══ Information given ══
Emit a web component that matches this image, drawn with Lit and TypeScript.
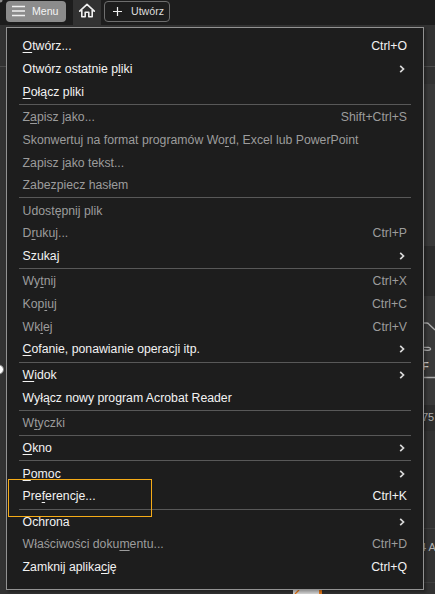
═══
══ Information given ══
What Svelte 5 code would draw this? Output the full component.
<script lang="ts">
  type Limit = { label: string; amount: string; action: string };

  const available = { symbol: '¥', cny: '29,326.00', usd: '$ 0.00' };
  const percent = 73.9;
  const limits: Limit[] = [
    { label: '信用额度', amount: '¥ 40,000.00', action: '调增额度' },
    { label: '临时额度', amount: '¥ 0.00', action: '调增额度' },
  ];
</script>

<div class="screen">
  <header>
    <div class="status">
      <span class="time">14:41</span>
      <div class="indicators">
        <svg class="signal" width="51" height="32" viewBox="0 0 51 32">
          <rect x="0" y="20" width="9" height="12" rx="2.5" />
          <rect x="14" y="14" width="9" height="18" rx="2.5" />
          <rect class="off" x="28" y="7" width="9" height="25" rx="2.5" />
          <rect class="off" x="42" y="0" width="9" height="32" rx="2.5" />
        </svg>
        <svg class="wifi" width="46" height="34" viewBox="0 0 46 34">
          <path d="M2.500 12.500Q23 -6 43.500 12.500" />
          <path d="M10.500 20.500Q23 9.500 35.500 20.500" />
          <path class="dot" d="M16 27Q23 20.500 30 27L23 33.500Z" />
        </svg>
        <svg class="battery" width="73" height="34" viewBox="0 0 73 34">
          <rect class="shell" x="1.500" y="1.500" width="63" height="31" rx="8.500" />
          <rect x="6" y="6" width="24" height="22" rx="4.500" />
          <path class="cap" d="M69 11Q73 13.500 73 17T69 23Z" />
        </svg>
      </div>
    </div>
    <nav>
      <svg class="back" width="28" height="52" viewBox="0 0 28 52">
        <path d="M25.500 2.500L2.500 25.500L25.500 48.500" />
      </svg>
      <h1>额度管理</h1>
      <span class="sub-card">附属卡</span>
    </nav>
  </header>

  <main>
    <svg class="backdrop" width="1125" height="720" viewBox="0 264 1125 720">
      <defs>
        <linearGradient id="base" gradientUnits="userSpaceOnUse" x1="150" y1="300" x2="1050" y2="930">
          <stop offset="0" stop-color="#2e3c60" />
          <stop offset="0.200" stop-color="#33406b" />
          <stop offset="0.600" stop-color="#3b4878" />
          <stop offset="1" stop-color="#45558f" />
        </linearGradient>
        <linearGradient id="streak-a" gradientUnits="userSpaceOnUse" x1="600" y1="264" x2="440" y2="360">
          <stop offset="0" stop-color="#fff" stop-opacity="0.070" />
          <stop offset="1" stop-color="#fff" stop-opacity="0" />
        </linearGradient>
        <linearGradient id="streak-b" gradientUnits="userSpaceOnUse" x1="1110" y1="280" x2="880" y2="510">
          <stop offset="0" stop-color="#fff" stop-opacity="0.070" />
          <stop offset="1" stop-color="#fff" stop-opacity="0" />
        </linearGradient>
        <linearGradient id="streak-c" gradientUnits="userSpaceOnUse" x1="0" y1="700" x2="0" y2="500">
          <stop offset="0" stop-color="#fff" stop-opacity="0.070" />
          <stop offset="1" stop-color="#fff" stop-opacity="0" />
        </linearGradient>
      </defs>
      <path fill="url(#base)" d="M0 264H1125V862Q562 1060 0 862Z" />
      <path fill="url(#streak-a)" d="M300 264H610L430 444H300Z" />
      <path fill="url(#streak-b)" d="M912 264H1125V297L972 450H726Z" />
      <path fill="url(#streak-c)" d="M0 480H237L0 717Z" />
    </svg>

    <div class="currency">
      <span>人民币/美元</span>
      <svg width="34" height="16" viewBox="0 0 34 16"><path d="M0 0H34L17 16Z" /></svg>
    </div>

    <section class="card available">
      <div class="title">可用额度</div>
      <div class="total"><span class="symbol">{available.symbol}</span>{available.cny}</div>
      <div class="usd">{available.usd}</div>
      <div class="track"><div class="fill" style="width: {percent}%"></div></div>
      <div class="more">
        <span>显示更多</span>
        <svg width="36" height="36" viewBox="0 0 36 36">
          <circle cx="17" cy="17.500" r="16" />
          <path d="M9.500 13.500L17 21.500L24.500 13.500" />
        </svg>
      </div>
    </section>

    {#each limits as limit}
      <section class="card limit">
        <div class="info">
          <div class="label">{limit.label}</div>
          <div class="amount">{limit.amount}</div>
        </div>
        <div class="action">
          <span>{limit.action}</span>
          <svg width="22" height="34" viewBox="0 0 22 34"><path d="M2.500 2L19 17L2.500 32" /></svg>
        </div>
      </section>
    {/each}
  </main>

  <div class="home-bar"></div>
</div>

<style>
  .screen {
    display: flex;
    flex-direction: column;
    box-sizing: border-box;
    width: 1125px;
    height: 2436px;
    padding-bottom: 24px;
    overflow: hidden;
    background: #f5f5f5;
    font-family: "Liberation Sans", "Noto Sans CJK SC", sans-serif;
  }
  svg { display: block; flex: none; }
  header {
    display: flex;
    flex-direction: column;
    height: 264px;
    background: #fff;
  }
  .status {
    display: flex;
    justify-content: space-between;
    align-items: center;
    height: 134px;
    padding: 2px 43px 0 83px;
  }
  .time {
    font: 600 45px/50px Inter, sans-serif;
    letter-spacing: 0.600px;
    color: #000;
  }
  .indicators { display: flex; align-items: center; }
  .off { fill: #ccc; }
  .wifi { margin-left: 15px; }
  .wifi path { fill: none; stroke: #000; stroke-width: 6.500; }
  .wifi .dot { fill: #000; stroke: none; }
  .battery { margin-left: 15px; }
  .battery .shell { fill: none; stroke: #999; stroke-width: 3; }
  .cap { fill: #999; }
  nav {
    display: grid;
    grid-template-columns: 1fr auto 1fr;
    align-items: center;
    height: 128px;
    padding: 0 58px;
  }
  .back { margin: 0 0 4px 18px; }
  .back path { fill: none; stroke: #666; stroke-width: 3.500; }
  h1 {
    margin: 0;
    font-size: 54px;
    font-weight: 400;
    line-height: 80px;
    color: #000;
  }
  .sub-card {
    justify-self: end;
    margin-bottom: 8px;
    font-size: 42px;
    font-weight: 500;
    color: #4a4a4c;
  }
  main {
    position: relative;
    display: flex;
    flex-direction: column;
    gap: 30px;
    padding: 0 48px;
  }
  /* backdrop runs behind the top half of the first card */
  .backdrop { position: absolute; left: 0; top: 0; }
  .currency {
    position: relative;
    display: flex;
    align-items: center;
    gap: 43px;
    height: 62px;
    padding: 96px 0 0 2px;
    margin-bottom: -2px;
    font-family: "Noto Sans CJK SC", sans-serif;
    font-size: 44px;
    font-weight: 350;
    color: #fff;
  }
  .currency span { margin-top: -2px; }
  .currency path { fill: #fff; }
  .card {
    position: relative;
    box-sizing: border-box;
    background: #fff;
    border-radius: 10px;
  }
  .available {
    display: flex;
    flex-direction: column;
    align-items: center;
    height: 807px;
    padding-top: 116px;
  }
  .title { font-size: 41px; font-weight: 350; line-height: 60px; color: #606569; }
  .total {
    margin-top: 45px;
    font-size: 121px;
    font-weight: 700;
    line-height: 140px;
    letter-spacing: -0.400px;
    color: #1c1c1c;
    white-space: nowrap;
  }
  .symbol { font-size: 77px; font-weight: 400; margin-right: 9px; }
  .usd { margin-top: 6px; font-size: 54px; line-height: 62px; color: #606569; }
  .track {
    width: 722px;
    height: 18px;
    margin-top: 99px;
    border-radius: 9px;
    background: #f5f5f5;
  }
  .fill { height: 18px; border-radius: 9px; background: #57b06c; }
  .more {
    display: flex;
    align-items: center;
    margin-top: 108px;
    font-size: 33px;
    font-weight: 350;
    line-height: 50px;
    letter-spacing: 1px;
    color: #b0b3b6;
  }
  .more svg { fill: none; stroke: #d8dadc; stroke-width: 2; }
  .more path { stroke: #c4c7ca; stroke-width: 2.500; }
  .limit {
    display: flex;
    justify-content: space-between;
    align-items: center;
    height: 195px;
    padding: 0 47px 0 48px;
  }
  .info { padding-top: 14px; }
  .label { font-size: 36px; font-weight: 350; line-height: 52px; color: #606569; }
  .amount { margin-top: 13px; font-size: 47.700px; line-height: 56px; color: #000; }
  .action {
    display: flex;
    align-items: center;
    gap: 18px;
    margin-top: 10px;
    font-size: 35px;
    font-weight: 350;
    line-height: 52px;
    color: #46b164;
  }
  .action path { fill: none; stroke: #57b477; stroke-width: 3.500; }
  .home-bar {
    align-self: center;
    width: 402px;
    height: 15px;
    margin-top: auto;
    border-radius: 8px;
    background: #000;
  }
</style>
═══
══ Information given ══
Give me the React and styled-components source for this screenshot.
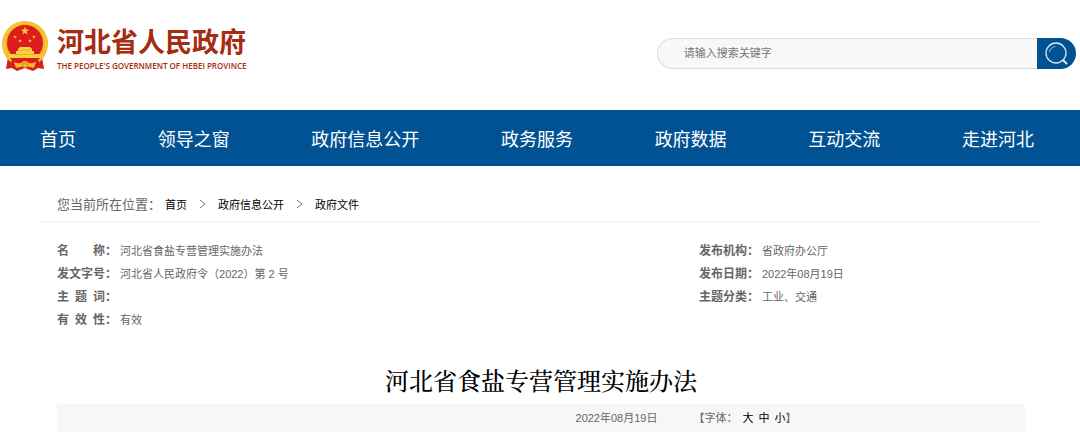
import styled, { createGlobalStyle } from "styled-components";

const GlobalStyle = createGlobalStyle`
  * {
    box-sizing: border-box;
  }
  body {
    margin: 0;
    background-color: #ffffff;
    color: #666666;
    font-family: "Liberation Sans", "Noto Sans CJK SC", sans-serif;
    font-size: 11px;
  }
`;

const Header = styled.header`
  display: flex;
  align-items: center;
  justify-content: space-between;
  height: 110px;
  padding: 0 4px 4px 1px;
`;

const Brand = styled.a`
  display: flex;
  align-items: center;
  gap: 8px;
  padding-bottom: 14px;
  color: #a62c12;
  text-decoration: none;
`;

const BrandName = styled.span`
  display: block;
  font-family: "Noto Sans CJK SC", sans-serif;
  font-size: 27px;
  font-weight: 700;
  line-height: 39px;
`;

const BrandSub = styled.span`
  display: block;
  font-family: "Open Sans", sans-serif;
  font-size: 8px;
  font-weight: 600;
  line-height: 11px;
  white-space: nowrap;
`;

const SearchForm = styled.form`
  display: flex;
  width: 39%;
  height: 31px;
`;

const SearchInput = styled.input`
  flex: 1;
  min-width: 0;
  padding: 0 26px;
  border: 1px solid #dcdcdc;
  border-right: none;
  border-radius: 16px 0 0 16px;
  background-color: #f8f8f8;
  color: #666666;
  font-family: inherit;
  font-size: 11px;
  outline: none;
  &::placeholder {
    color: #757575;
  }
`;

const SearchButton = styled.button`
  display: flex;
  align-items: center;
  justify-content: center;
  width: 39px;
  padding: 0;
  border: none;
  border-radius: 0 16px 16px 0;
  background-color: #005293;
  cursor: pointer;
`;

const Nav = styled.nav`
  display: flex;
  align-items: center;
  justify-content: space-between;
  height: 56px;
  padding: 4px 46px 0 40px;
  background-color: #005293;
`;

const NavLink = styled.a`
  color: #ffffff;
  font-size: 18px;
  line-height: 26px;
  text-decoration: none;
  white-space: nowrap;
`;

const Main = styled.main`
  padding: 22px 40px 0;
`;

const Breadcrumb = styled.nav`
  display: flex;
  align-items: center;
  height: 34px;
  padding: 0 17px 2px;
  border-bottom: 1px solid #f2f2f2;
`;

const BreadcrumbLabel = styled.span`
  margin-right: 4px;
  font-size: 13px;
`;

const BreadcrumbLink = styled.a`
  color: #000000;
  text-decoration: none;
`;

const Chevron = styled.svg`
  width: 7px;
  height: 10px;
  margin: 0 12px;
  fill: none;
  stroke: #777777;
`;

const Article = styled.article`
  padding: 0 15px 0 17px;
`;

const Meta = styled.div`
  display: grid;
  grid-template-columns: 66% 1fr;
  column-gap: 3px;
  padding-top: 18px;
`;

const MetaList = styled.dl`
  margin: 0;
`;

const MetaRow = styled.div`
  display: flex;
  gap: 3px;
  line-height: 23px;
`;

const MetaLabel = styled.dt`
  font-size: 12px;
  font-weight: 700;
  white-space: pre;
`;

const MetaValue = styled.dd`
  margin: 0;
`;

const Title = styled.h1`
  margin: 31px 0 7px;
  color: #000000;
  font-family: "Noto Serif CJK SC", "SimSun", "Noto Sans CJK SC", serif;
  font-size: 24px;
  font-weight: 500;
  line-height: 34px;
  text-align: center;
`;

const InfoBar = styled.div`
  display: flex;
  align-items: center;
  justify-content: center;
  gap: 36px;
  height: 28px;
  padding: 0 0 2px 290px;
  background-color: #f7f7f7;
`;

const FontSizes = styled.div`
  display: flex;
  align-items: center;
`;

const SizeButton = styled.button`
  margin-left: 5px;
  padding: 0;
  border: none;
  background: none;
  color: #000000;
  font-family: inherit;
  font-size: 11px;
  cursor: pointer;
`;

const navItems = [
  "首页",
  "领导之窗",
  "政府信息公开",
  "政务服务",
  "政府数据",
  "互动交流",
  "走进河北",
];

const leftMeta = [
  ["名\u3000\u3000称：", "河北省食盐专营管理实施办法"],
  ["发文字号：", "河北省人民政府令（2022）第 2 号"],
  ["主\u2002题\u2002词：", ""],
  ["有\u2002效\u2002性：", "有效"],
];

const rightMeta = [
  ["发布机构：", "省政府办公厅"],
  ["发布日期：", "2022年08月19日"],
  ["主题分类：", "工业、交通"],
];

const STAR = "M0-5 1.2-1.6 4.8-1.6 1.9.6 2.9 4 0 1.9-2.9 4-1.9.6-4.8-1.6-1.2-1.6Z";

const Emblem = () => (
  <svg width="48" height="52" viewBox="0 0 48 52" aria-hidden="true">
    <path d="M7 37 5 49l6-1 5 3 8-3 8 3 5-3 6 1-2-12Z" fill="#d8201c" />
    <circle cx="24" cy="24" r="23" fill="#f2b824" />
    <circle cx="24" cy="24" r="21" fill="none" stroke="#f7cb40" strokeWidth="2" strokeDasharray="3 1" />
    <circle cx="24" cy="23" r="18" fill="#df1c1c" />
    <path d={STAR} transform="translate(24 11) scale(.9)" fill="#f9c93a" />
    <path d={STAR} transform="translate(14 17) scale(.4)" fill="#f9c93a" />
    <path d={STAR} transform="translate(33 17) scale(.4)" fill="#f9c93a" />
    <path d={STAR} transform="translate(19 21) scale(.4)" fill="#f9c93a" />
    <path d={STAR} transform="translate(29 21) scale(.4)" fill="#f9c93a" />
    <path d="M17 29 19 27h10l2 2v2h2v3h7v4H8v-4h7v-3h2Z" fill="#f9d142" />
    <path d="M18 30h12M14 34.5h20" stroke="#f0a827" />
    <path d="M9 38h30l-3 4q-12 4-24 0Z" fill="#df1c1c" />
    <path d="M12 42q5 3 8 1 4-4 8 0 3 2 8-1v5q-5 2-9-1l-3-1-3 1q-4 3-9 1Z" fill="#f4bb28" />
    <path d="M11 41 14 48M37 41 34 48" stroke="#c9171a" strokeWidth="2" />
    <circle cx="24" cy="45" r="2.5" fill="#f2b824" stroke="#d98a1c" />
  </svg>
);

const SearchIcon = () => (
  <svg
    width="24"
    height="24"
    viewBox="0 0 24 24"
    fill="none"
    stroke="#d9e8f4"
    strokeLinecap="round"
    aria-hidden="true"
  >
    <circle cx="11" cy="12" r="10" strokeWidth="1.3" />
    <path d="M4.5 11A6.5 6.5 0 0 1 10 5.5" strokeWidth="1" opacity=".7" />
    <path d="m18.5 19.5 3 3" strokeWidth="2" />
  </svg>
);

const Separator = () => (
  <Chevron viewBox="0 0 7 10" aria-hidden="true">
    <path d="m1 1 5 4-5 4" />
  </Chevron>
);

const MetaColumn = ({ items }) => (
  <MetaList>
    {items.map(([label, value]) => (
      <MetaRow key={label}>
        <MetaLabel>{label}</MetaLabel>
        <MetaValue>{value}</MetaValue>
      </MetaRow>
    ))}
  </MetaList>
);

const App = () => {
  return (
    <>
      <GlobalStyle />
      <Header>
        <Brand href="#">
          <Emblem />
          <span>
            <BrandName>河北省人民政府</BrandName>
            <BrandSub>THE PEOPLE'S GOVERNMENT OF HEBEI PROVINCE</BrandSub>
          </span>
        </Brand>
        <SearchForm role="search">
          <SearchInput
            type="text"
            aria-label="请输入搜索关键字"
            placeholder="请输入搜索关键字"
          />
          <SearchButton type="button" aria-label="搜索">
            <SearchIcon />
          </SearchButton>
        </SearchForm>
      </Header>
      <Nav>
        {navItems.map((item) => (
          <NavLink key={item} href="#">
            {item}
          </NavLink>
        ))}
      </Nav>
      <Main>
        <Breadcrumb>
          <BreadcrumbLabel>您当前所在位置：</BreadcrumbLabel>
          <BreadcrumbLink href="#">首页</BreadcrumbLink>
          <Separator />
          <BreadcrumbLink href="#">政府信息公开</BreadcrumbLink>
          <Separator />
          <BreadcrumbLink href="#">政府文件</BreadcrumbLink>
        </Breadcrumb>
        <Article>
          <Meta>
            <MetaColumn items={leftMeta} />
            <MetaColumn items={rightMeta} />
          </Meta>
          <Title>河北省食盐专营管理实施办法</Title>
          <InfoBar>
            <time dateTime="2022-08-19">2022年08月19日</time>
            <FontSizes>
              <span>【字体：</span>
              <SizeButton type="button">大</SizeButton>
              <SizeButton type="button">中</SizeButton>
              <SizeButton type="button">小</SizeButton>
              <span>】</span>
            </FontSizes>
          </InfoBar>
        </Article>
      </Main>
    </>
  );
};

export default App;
═══
**Your task**
Go through the preceding material and copy each line that has the word "components".

**The answer**
Give me the React and styled-components source for this screenshot.
import styled, { createGlobalStyle } from "styled-components";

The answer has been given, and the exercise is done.